Did the Uncanny Valley kill the Neanderthal?

I read an article on Seed Magazine's website today about why the Uncanny Valley exists. The term refers to almost humanlike robots and CGI. When they're very cartoony they're cute, when they're extremely realistic we react to them like other humans, but in between they repulse us. The article explains some theories on what is driving our subconscious to dislike these creations (we think they're dead bodies, we really don't want to mate with them, they confuse our understanding of what man is). I'd like to propose an alternative theory.

Imagine you're a rabbit who has suddenly evolved a poisonous bite. What would you do? You could hunt down all the wolves and dogs in the area, and save rabbit-kind from constant harassment. At first, all the other bunnies would treat you as a savior. Without predators, the bunny society would grow and flourish. And then suddenly, all the plants have been eaten and everybunny starves. If the bunny population doesn't die off, it'll do so by evolving to better regulate their population. And if predators return, then suddenly they won't be able to have babies fast enough.

Part of evolution is adapting to your environment. Part of evolution is being able to adapt when that environment changes. Mammals exist because they could deal with a new threat the dinosaurs couldn't. But part of evolution is avoiding having to adapt to a new environment. If you're well suited for the world around you, its in your best interest not to mess with that world.

Thus even if an herbivore could kill all the predators around it, it probably shouldn't. Similiarly, dogs don't eat plants, but if they kill plants they'll be indirectly killing their food supplies as well. An environment is filled with many niches, and animals who leave other niches alone are generally going to have a better shot at survival.

But leaving other niche's alone says nothing about your own niche. When predators outperform prey, the prey dwindle, the predators starve, and suddenly the prey are safe to grow again. There's a feedback loop that seeks equilibrium. If a new herbivore enters the scene, the situation is different for the rabbits. If they're better at eating the mutual food source, there will be less for the rabbits, and the rabbits will die. If they overeat, the new creatures will die off, but so will the rabbits. Thus competition within a niche will tend to have equilibrium points where one of the two species die off.
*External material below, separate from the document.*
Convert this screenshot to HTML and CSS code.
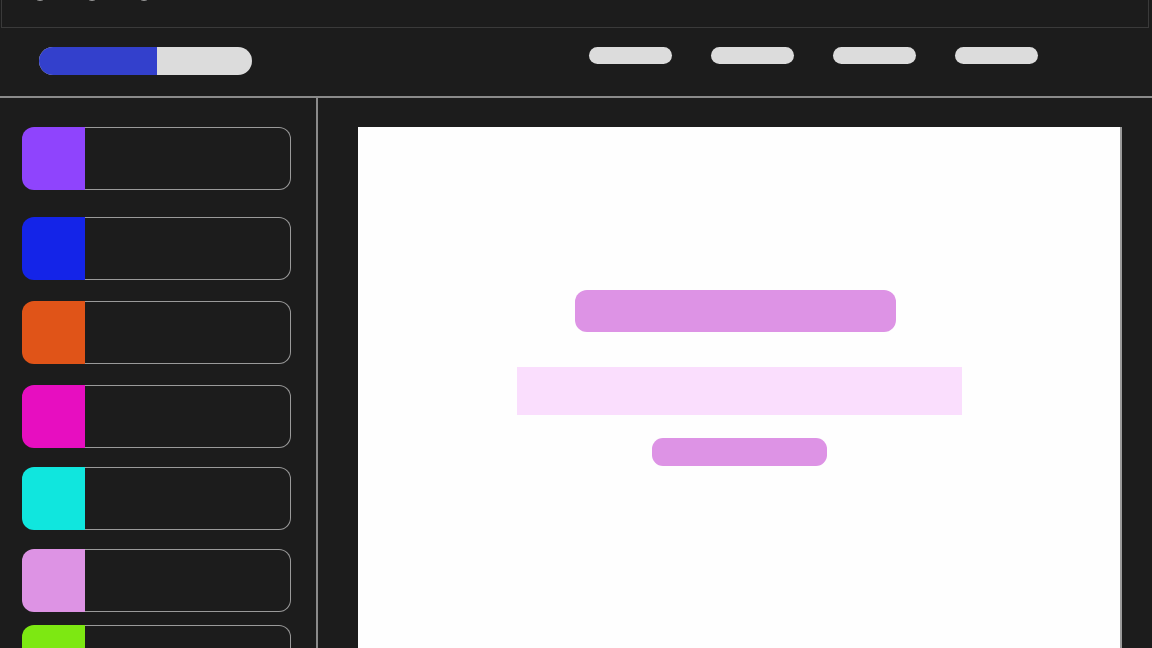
FILE: index.html
```html
<!DOCTYPE html>
<html lang="en">
<head>
    <meta charset="UTF-8">
    <meta name="viewport" content="width=device-width, initial-scale=1.0">
    <title>Theme Builder</title>
    <link rel="stylesheet" href="styles.css">
</head>
<body>
    <div class="titlebar">
        <span class="dot"></span>
        <span class="dot"></span>
        <span class="dot"></span>
    </div>

    <div class="header">
        <div class="progress">
            <div class="progress-fill" style="width: 118px"></div>
        </div>
        <div class="nav">
            <span class="nav-pill"></span>
            <span class="nav-pill"></span>
            <span class="nav-pill"></span>
            <span class="nav-pill"></span>
        </div>
    </div>

    <div class="workspace">
        <div class="sidebar">
            <div class="swatch-item"><span class="swatch purple"></span><span class="swatch-body"></span></div>
            <div class="swatch-item"><span class="swatch blue"></span><span class="swatch-body"></span></div>
            <div class="swatch-item"><span class="swatch orange"></span><span class="swatch-body"></span></div>
            <div class="swatch-item"><span class="swatch magenta"></span><span class="swatch-body"></span></div>
            <div class="swatch-item"><span class="swatch cyan"></span><span class="swatch-body"></span></div>
            <div class="swatch-item"><span class="swatch pink"></span><span class="swatch-body"></span></div>
            <div class="swatch-item"><span class="swatch green"></span><span class="swatch-body"></span></div>
        </div>

        <div class="main">
            <div class="canvas">
                <div class="block-title"></div>
                <div class="block-band"></div>
                <div class="block-button"></div>
            </div>
        </div>
    </div>
</body>
</html>
```

FILE: styles.css
```css
* {
    box-sizing: border-box;
    margin: 0;
    padding: 0;
}

html, body {
    height: 100%;
    overflow: hidden;
}

body {
    font-family: "Liberation Sans", Arial, sans-serif;
    background-color: #1c1c1c;
}

.titlebar {
    height: 28px;
    margin: 0 3px 0 1px;
    border: 1px solid #3a3a3a;
    border-top: none;
    display: flex;
    gap: 38px;
    padding-left: 31px;
}

.dot {
    width: 14px;
    height: 14px;
    margin-top: -13px;
    border-radius: 50%;
    border: 1.5px solid #9a9a9a;
}

.header {
    height: 70px;
    display: flex;
    justify-content: space-between;
    align-items: flex-start;
    padding: 19px 114px 0 39px;
    border-bottom: 2px solid #8a8a8a;
}

.progress {
    width: 213px;
    height: 28px;
    border-radius: 14px;
    background: #dcdcdc;
    overflow: hidden;
}

.progress-fill {
    height: 100%;
    background: #3340cc;
}

.nav {
    display: flex;
    gap: 39px;
}

.nav-pill {
    width: 83px;
    height: 17px;
    border-radius: 9px;
    background: #dcdcdc;
}

.workspace {
    display: flex;
    min-height: 560px;
}

.sidebar {
    width: 318px;
    flex-shrink: 0;
    border-right: 2px solid #8a8a8a;
    padding: 29px 0 0 22px;
}

.swatch-item {
    width: 269px;
    height: 63px;
    display: flex;
}

.swatch-item + .swatch-item {
    margin-top: 21px;
}

.swatch-item:nth-child(2) {
    margin-top: 27px;
}

.swatch-item:nth-child(5),
.swatch-item:nth-child(6) {
    margin-top: 19px;
}

.swatch-item:nth-child(7) {
    margin-top: 13px;
}

.swatch {
    width: 63px;
    border-radius: 12px 0 0 12px;
}

.swatch-body {
    flex: 1;
    border: 1.5px solid #9a9a9a;
    border-left: none;
    border-radius: 0 12px 12px 0;
}

.purple { background: #8f44fd; }
.blue { background: #1424e8; }
.orange { background: #e05418; }
.magenta { background: #e70ec0; }
.cyan { background: #10e6de; }
.pink { background: #dd93e4; }
.green { background: #7de812; }

.main {
    flex: 1;
    padding: 29px 30px 0 40px;
}

.canvas {
    height: 580px;
    background: #fefefe;
    border-right: 2px solid #9a9a9a;
    display: flex;
    flex-direction: column;
    align-items: center;
    padding-top: 163px;
}

.block-title {
    width: 321px;
    height: 42px;
    border-radius: 12px;
    background: #dd93e5;
    margin-left: -8px;
}

.block-band {
    width: 445px;
    height: 48px;
    background: #fadefd;
    margin-top: 35px;
}

.block-button {
    width: 175px;
    height: 28px;
    border-radius: 11px;
    background: #dd93e5;
    margin-top: 23px;
}
```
If an animal looks very different from you, it probably fills a different niche. If it looks exactly like you, you can mate with it. Even if it outcompetes you, it's got enough genes in common with you that your species is still succeeding evolutionarily. But in between, you've got a competitor. Thus there's incentive to help those like you, ignore those different from you, and kill the middle ground. Humans were not always the only hairless ape. If we're so well equipped for survival that we now occupy every corner of the globe, why didn't any other survive? Some evidence suggests humans may have actively killed off neanderthals, not just by outcompeting it for food but by stabbing it with spears.

Returning to the uncanny valley, this would mean that we're bothered when CGI doesn't quite look human because unconciously we think we're looking at a new creature that could somebody replace us. And interestingly, in evaluating a robot, that's a not altogether irrational opinion to hold.